Name: PennyLane Version: 0.14.1 Summary: PennyLane is a Python quantum machine learning library by Xanadu Inc. Home-page: https://github.com/XanaduAI/pennylane Author: None Author-email: None License: Apache License 2.0 Location: c:\users\ufkug\.conda\envs\env\lib\site-packages Requires: toml, numpy, semantic-version, scipy, networkx, autograd, appdirs Required-by: PennyLane-SF Platform info: Windows-10-10.0.19041-SP0 Python version: 3.8.3 Numpy version: 1.18.5 Scipy version: 1.5.1 Installed devices:
default.gaussian (PennyLane-0.14.1)
default.mixed (PennyLane-0.14.1)
default.qubit (PennyLane-0.14.1)
default.qubit.autograd (PennyLane-0.14.1)
default.qubit.jax (PennyLane-0.14.1)
default.qubit.tf (PennyLane-0.14.1)
default.tensor (PennyLane-0.14.1)
default.tensor.tf (PennyLane-0.14.1)
strawberryfields.fock (PennyLane-SF-0.14.0)
strawberryfields.gaussian (PennyLane-SF-0.14.0)
strawberryfields.gbs (PennyLane-SF-0.14.0)
strawberryfields.remote (PennyLane-SF-0.14.0)
strawberryfields.tf (PennyLane-SF-0.14.0)

Hi @hilarlia,

Thanks for the clarification. I was able to determine that the cause of the error message was the usage of FockStateProjector in your model. Specifically, this measurement operation takes an array parameter to indicate which Fock states to compute the expectation value of. By default, PennyLane assumes all array parameters should be differentiated, unless directly stated otherwise (this is similar to what TensorFlow does; in contrast PyTorch requires you to explicitly declare every trainable parameter manually).

In this case, you actually don’t want to differentiate those specific arrays, since doing so doesn’t make sense.

You will be able to get your code to run with the following modification:

projector20 = np.array([2, 0], requires_grad=False)
projector02 = np.array([0, 2], requires_grad=False)

along with updating your circuits to instead end with:

return qml.expval(op=qml.FockStateProjector(projector20, wires=[0,1]))

and

return qml.expval(op=qml.FockStateProjector(projector02, wires=[0,1]))

as applicable.

Note that the reason the previous posters did not have this issue is that they were using an older version of PennyLane at the time.

Hi @Maria_Schuld @Vineesha , I am a beginner in in the quantum machine learning and was going through the paper QML in feature hilbert space. At one point I am little confused, it will be great if either of you help in clarifying.

In the paper at page #7 the statement “Since this probability depends on the displacement and squeezing intensity, it is better to define two probabilities, say p(n1 = 2; n2 = 0) and p(n1 = 0; n2 = 2), as
a one-hot encoded output vector (o0; o1).”
Here my doubt is why we are considering 2. Is it representing probability or photon count.
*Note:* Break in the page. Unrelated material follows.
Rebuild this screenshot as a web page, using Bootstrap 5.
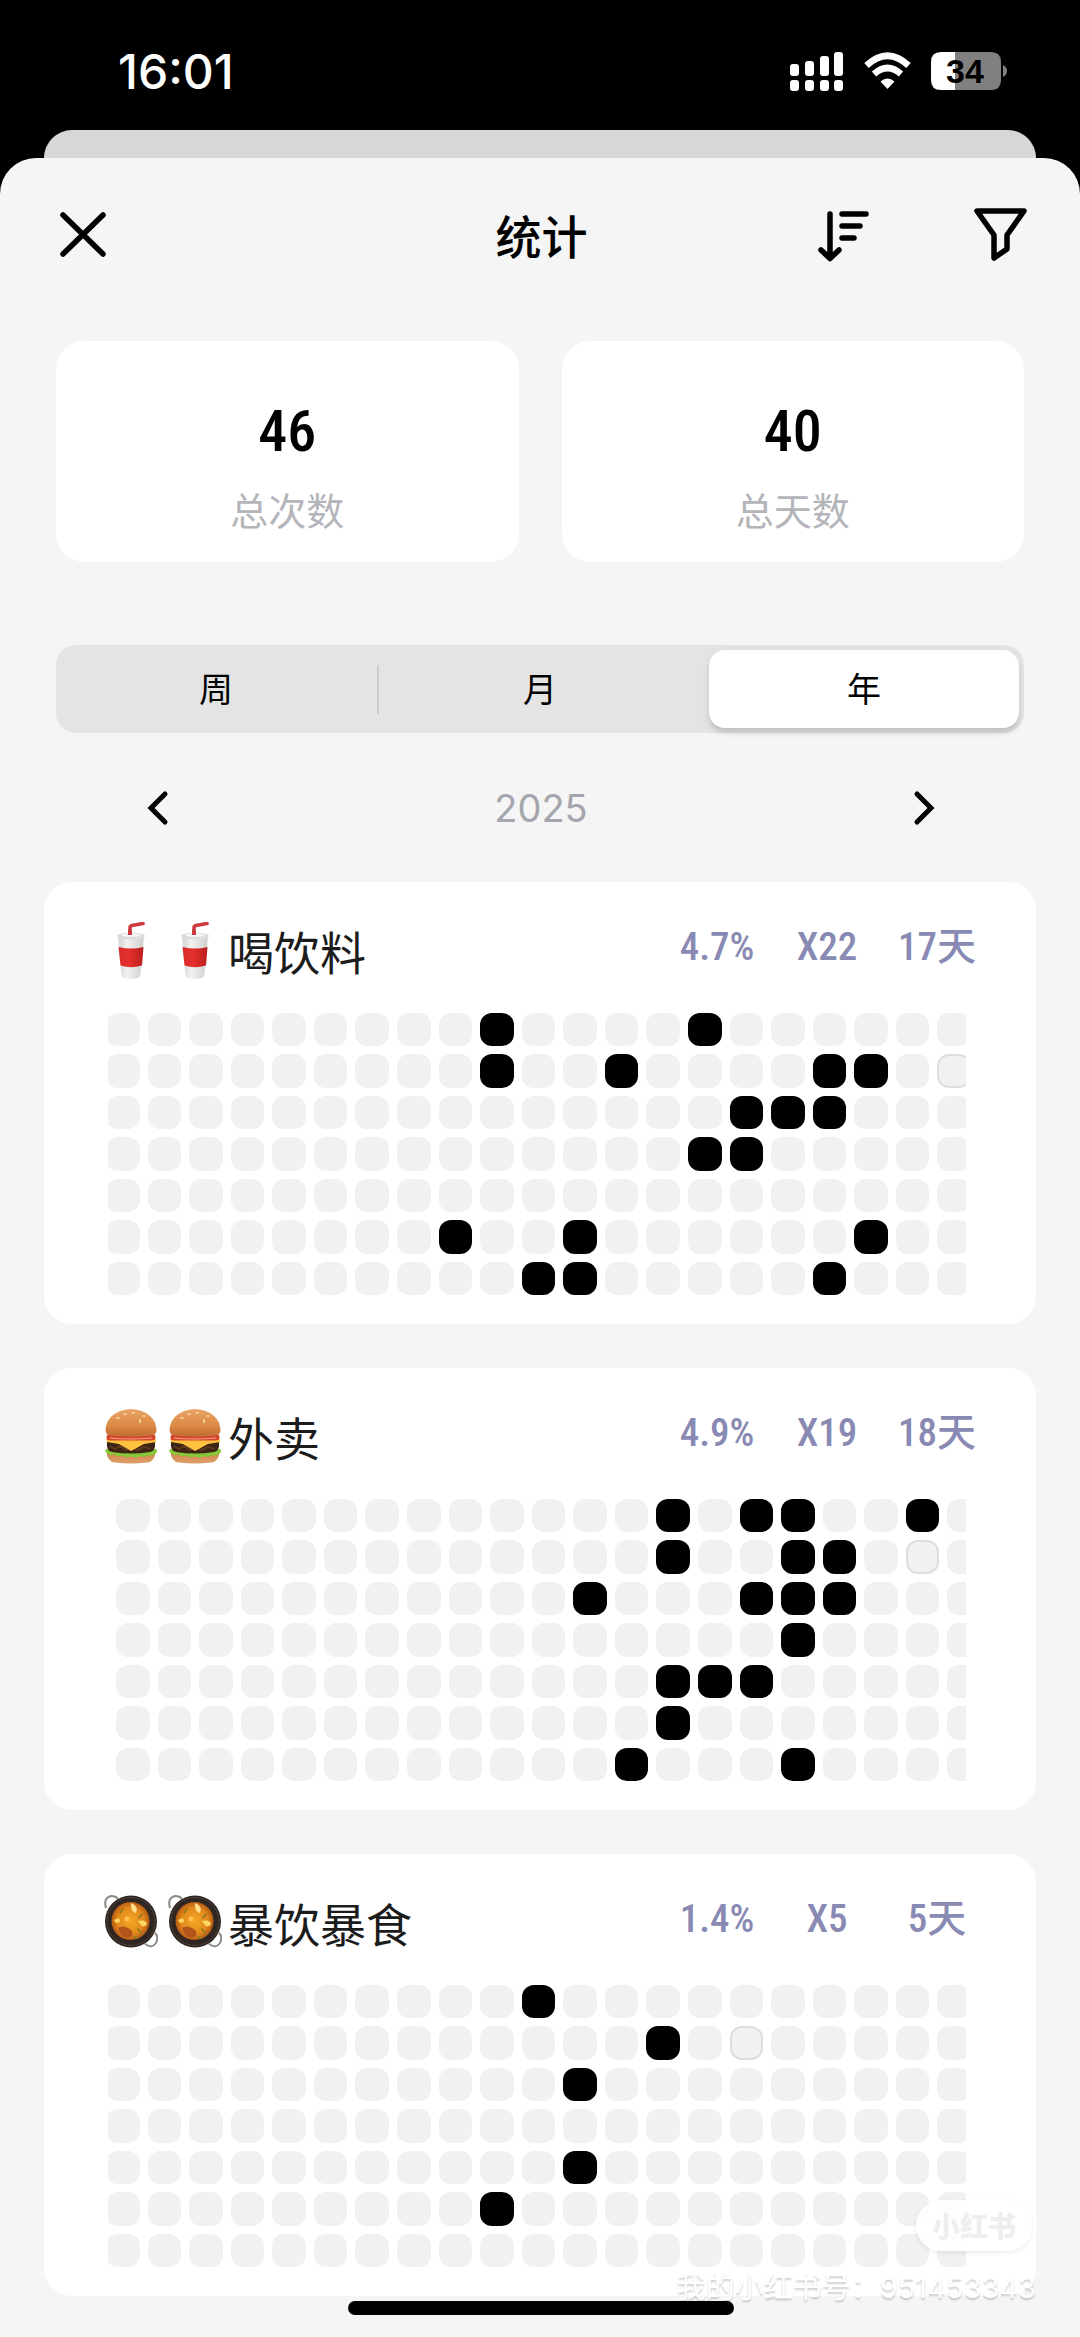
<!DOCTYPE html>
<html lang="zh-CN">
<head>
<meta charset="utf-8">
<meta name="viewport" content="width=device-width, initial-scale=1">
<title>统计</title>
<link href="https://cdn.jsdelivr.net/npm/bootstrap@5.3.0/dist/css/bootstrap.min.css" rel="stylesheet">
<style>
  body { background: #000; color: #000; font-family: Inter, "Noto Sans CJK SC", sans-serif; }
  .status-bar { height: 130px; padding: 33px 70px 0 118px; }
  .status-time { font-size: 48px; line-height: 78px; font-weight: 500; }
  .battery-level { font-weight: 700; font-size: 34px; font-family: "Liberation Sans", sans-serif; }
  .sheet-behind { height: 28px; margin: 0 44px; background: #d7d7d7; border-radius: 28px 28px 0 0; }
  .sheet { background: #f5f5f5; border-radius: 36px 36px 0 0; padding: 0 44px 41px; }
  .sheet-head { height: 183px; display: grid; grid-template-columns: 1fr auto 1fr; padding: 48px 5px 0 8px; align-items: start; }
  .sheet-title { font-size: 46px; line-height: 62px; font-weight: 500; margin: 0; }
  .icon-btn { background: none; border: 0; padding: 0; line-height: 0; color: #000; }
  .stroke-icon { fill: none; stroke: currentColor; stroke-linecap: round; stroke-linejoin: round; }
  .chevron { stroke-linejoin: miter; }
  .head-tools { gap: 98px; }
  .inset { padding: 0 12px; }
  .totals { gap: 43px; }
  .total-box { background: #fff; border-radius: 28px; height: 221px; padding-top: 54px; }
  .total-num { font: 500 58px/72px "Roboto Condensed", Roboto, sans-serif; }
  .total-label { font-size: 38px; line-height: 56px; margin-top: 16px; color: #b4b5ba; font-weight: 400; }
  .segments { margin-top: 83px; height: 88px; background: #e4e4e4; border-radius: 20px; padding: 5px; gap: 6px; }
  .segments label { flex: 1 1 0; font-size: 34px; line-height: 80px; height: 78px; font-weight: 400; border-radius: 16px; text-align: center; margin: 0; }
  .segments .btn-check:checked + label { background: #fff; box-shadow: 0 5px 4px rgba(0,0,0,.1), 0 4px 12px rgba(0,0,0,.05); }
  .seg-line { width: 2px; height: 49px; background: #cdcdcd; }
  .year-row { height: 149px; padding: 0 90px 0 92px; }
  .year-text { font-size: 38px; line-height: 48px; color: #a4a5ad; }
  .habit { background: #fff; border-radius: 28px; height: 442px; padding: 29px 44px 29px 60px; }
  .habit + .habit { margin-top: 44px; }
  .habit-top { height: 102px; }
  .habit-name { font-size: 46px; line-height: 84px; font-weight: 400; color: #1c1c1c; margin: 0 0 0 6px; }
  .emoji-pair { gap: 10px; padding-top: 11px; }
  .emoji-pair svg { width: 54px; height: 58px; }
  .habit-nums { font: 500 39px/72px "Roboto Condensed", Roboto, "Noto Sans CJK SC", sans-serif; color: #898ab3; }
  .habit-nums span { width: 110px; text-align: center; white-space: nowrap; }
  .heat { overflow: hidden; margin: 0 26px 0 4px; }
  .heat-grid { display: grid; grid-auto-flow: column; grid-template-rows: repeat(7, 1fr); grid-template-columns: repeat(21, 1fr); gap: 8px; height: 282px; width: calc(100% + 7px); margin-left: -2px; }
  .heat-grid.shifted { margin-left: 8px; }
  .heat-grid i { background: #f1f1f1; border-radius: 12px; }
  .heat-grid i.on { background: #000; }
  .heat-grid i.today { border: 2px solid #dedede; }
  .home-bar { position: fixed; left: 50%; bottom: 22px; width: 386px; height: 14px; margin-left: -192px; border-radius: 7px; background: #000; }
  .stamp { position: absolute; right: 44px; bottom: 32px; text-align: right; pointer-events: none; }
  .stamp-pill { display: inline-block; margin-right: 4px; padding: 0 16px; height: 51px; border-radius: 26px; background: rgba(255,255,255,.88); box-shadow: 0 2px 5px rgba(0,0,0,.07); font: 900 28px/50px "Noto Sans CJK SC", sans-serif; color: #eee; }
  .stamp-id { font-size: 29px; line-height: 34px; margin-top: 20px; color: #fff; text-shadow: 0 2px 2px rgba(0,0,0,.2); font-family: Inter, "Noto Sans CJK SC", sans-serif; }
</style>
<script src="https://cdn.jsdelivr.net/npm/bootstrap@5.3.0/dist/js/bootstrap.bundle.min.js"></script>
</head>
<body>
<svg width="0" height="0" class="position-absolute" aria-hidden="true">
  <defs>
    <linearGradient id="cupG"><stop offset="0" stop-color="#d2d2d2"/><stop offset=".35" stop-color="#f2f2f2"/><stop offset="1" stop-color="#cfcfcf"/></linearGradient>
    <linearGradient id="redG"><stop offset="0" stop-color="#d52a2a"/><stop offset=".4" stop-color="#e5302c"/><stop offset="1" stop-color="#b9201f"/></linearGradient>
    <linearGradient id="bunG" x2="0" y2="1"><stop offset="0" stop-color="#e9a465"/><stop offset=".6" stop-color="#dc8a47"/><stop offset="1" stop-color="#bf6a31"/></linearGradient>
    <linearGradient id="bunB" x2="0" y2="1"><stop offset="0" stop-color="#cf8147"/><stop offset="1" stop-color="#dfa06a"/></linearGradient>
    <radialGradient id="soupG"><stop offset="0" stop-color="#f5a623"/><stop offset=".7" stop-color="#e08a1c"/><stop offset="1" stop-color="#b85c14"/></radialGradient>
    <symbol id="cup" viewBox="0 0 54 58">
      <path d="M26 14V6q0-2 2-2.400L39 1.500" fill="none" stroke="#cf3a40" stroke-width="3.600" stroke-linecap="round"/>
      <path d="M14 14L17.500 53Q18 57 27 57T36.500 53L40 14Z" fill="url(#cupG)"/>
      <ellipse cx="27" cy="14" rx="14" ry="3.500" fill="#dcdcdc"/>
      <path d="M17 12.500Q27 9.500 37 12.500L36 14Q27 16 18 14Z" fill="#f6f6f6"/>
      <path d="M24 13h4v-5h-4Z" fill="#cf3a40"/>
      <path d="M14.500 25Q27 28 39.500 25L38 43.500Q27 47 16.500 43.500Z" fill="url(#redG)"/>
    </symbol>
    <symbol id="burger" viewBox="0 0 54 58">
      <path d="M2.500 43Q3 54 11 54.500Q27 56.500 43 54.500Q51 54 51.500 43Z" fill="url(#bunB)"/>
      <path d="M2 41q-2 4 2 4 2 4 6 1 4 4 8 1 5 4 9 1 5 3 9 0 5 2 8-1 4 2 6-1 5-1 2-5Z" fill="#84c93a"/>
      <path d="M3 34q-1 9 5 10 19 3 38 0 6-1 5-10Z" fill="#3c2415"/>
      <path d="M6 38l5 3 5-3 6 4 5-2 7 2 6-3 7 2" stroke="#5e3a20" stroke-width="2" fill="none"/>
      <path d="M2 31h50v3L40 36 27 43 15 36 3 34Z" fill="#ffc23d"/>
      <path d="M3 27h48q2 5-3 5.500H6Q1 32 3 27Z" fill="#d6452b"/>
      <path d="M6 30q20 2 42 0" stroke="#f5a08a" stroke-width="1.200" fill="none"/>
      <path d="M1.500 22Q3 3 27 1Q51 3 52.500 22Q52.500 27 47 27.500Q27 30 7 27.500Q1.500 27 1.500 22Z" fill="url(#bunG)"/>
      <g fill="#f7cf9a"><ellipse cx="21" cy="6" rx="2" ry="1"/><ellipse cx="29" cy="5" rx="2" ry="1"/><ellipse cx="36" cy="13" rx="1.200" ry="2"/><ellipse cx="14" cy="10" rx="2" ry="1"/><ellipse cx="40" cy="8" rx="1.600" ry="1"/></g>
    </symbol>
    <symbol id="pan" viewBox="0 0 54 58">
      <g fill="none" stroke="#8d8a87" stroke-width="2"><path d="M2 14Q-1 4 7 2Q12 2 14 5"/><path d="M41 50Q48 55 52 49Q55 43 51 39"/></g>
      <circle cx="27" cy="27.500" r="26" fill="#2f2622"/>
      <circle cx="27" cy="27.500" r="24" fill="none" stroke="#4a3f39" stroke-width="1"/>
      <circle cx="26.500" cy="27" r="19" fill="url(#soupG)"/>
      <path d="M27 9q8 3 5 10-6-1-5-10Z" fill="#ffe08a"/>
      <path d="M14 34q6-4 13 2 4 6-3 8-8-1-10-10Z" fill="#b4531a"/>
      <path d="M34 27q8-2 9 3-4 6-9-3ZM10 26l5-2 1 4-4 1Z" fill="#ffd766"/>
      <g stroke="#8a7a20" stroke-width="1.500" stroke-linecap="round"><path d="M19 15l-3 4M38 20l-3 4M34 35l3 4M30 43l4 1"/></g>
      <circle cx="23" cy="25" r="2.500" fill="#ffbf4a"/>
    </symbol>
  </defs>
</svg>

<div class="status-bar d-flex justify-content-between align-items-start text-white">
  <span class="status-time">16:01</span>
  <svg width="220" height="44" viewBox="0 0 220 44" class="mt-3" role="img" aria-label="信号 无线网络 电量 34">
    <g fill="#fff">
      <rect x="0" y="15" width="9" height="12" rx="3"/><rect x="15" y="12" width="9" height="15" rx="3"/><rect x="30" y="7" width="9" height="20" rx="3"/><rect x="44" y="3" width="9" height="24" rx="3"/>
      <rect x="0" y="31" width="9" height="11" rx="3"/><rect x="15" y="31" width="9" height="11" rx="3"/><rect x="30" y="31" width="9" height="11" rx="3"/><rect x="44" y="31" width="9" height="11" rx="3"/>
      <path d="M97.500 40L90.500 32.500Q97.500 26.500 104.500 32.500Z"/>
    </g>
    <g fill="none" stroke="#fff" stroke-width="6.500"><path d="M84 25Q97.500 13 111 25"/><path d="M76.500 16.500Q97.500-3 118.500 16.500"/></g>
    <path d="M151 3h14v38h-14q-10 0-10-10V13q0-10 10-10Z" fill="#fff"/>
    <path d="M165 3h36q10 0 10 10v18q0 10-10 10h-36ZM213 16q4 2 4 6t-4 6Z" fill="#808080"/>
    <text x="175" y="34" text-anchor="middle" class="battery-level">34</text>
  </svg>
</div>
<div class="sheet-behind"></div>

<main class="sheet">
  <header class="sheet-head">
    <div><button class="icon-btn" type="button" aria-label="关闭"><svg class="stroke-icon" width="62" height="58" viewBox="0 0 62 58" stroke-width="5.500"><path d="M11 9L51 48M51 9L11 48"/></svg></button></div>
    <h1 class="sheet-title">统计</h1>
    <div class="head-tools d-flex justify-content-end">
      <button class="icon-btn" type="button" aria-label="排序"><svg class="stroke-icon" width="60" height="58" viewBox="0 0 60 58" stroke-width="5.500"><path d="M17 8V52M8 44L17 52.500L26 44M29 8H53M29 20H47M29 32H41"/></svg></button>
      <button class="icon-btn" type="button" aria-label="筛选"><svg class="stroke-icon" width="60" height="58" viewBox="0 0 60 58" stroke-width="5.500"><path d="M6 5H53L36 29V43L23 52V29Z"/></svg></button>
    </div>
  </header>

  <div class="inset">
    <section class="totals d-flex text-center">
      <div class="total-box flex-fill"><div class="total-num">46</div><div class="total-label">总次数</div></div>
      <div class="total-box flex-fill"><div class="total-num">40</div><div class="total-label">总天数</div></div>
    </section>
    <div class="segments d-flex align-items-center" role="group" aria-label="统计范围">
      <input class="btn-check" type="radio" name="range" id="rangeWeek"><label for="rangeWeek">周</label>
      <span class="seg-line"></span>
      <input class="btn-check" type="radio" name="range" id="rangeMonth"><label for="rangeMonth">月</label>
      <span class="seg-line invisible"></span>
      <input class="btn-check" type="radio" name="range" id="rangeYear" checked><label for="rangeYear">年</label>
    </div>
  </div>
  <div class="year-row d-flex justify-content-between align-items-center">
    <button class="icon-btn" type="button" aria-label="上一年"><svg class="stroke-icon chevron" width="44" height="44" viewBox="0 0 44 44" stroke-width="5"><path d="M29 8L15 22L29 36"/></svg></button>
    <span class="year-text">2025</span>
    <button class="icon-btn" type="button" aria-label="下一年"><svg class="stroke-icon chevron" width="44" height="44" viewBox="0 0 44 44" stroke-width="5"><path d="M15 8L29 22L15 36"/></svg></button>
  </div>

  <section class="habit">
    <div class="habit-top d-flex align-items-start">
      <div class="emoji-pair d-flex" aria-hidden="true"><svg><use href="#cup"/></svg><svg><use href="#cup"/></svg></div>
      <h2 class="habit-name">喝饮料</h2>
      <div class="habit-nums d-flex ms-auto"><span>4.7%</span><span>X22</span><span>17天</span></div>
    </div>
    <div class="heat"><div class="heat-grid" data-today="20,1" data-on="9,0 14,0 9,1 12,1 17,1 18,1 15,2 16,2 17,2 14,3 15,3 8,5 11,5 18,5 10,6 11,6 17,6"></div></div>
  </section>
  <section class="habit">
    <div class="habit-top d-flex align-items-start">
      <div class="emoji-pair d-flex" aria-hidden="true"><svg><use href="#burger"/></svg><svg><use href="#burger"/></svg></div>
      <h2 class="habit-name">外卖</h2>
      <div class="habit-nums d-flex ms-auto"><span>4.9%</span><span>X19</span><span>18天</span></div>
    </div>
    <div class="heat"><div class="heat-grid shifted" data-today="19,1" data-on="13,0 15,0 16,0 19,0 13,1 16,1 17,1 11,2 15,2 16,2 17,2 16,3 13,4 14,4 15,4 13,5 12,6 16,6"></div></div>
  </section>
  <section class="habit">
    <div class="habit-top d-flex align-items-start">
      <div class="emoji-pair d-flex" aria-hidden="true"><svg><use href="#pan"/></svg><svg><use href="#pan"/></svg></div>
      <h2 class="habit-name">暴饮暴食</h2>
      <div class="habit-nums d-flex ms-auto"><span>1.4%</span><span>X5</span><span>5天</span></div>
    </div>
    <div class="heat"><div class="heat-grid" data-today="15,1" data-on="10,0 13,1 11,2 11,4 9,5"></div></div>
  </section>
</main>
<div class="stamp"><span class="stamp-pill">小红书</span><div class="stamp-id">我的小红书号：951453343</div></div>
<div class="home-bar"></div>

<script>
  // One cell per day: 21 week columns of 7 days each.
  document.querySelectorAll('.heat-grid').forEach(grid => {
    const on = new Set(grid.dataset.on.split(' '));
    for (let week = 0; week < 21; week++) {
      for (let day = 0; day < 7; day++) {
        const cell = document.createElement('i');
        const key = week + ',' + day;
        if (on.has(key)) cell.className = 'on';
        if (key === grid.dataset.today) cell.className = 'today';
        grid.append(cell);
      }
    }
  });
</script>
</body>
</html>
I am bit confused. if you kindly give a brief explanation to it.

Thanks and Regards

Hi @Satanik_Mitra, welcome to the forum!

Since it seems your question is independent of the above discussion, could you please create a new topic specifically for it? This will make it easier for future readers to find it :slight_smile:

1 Like

Thank you @nathan, it was really helpful, I don’t get the error anymore! Sorry for late response, I forgot to answer at the moment.

Hi @Maria_Schuld,

I was trying to reproduce the results in your paper, so I have a couple of questions since the accuracy always oscillates between interval 0.6-0.8. First, how do you implement l2 regularization in binary classification? Is it adding the Frobenius norm^2 of theta multiplied with a penalty term to the square loss? If so, could I ask what was the penalty term you set? The second question is how did you implement the optimizer? Is it TensorFlow’s Stochastic Gradient Descent? How did you set the adaptive learning rate?

By the way sorry for bothering those questions. If answering those questions violate some kind of confidentiality, feel free to ignore my post.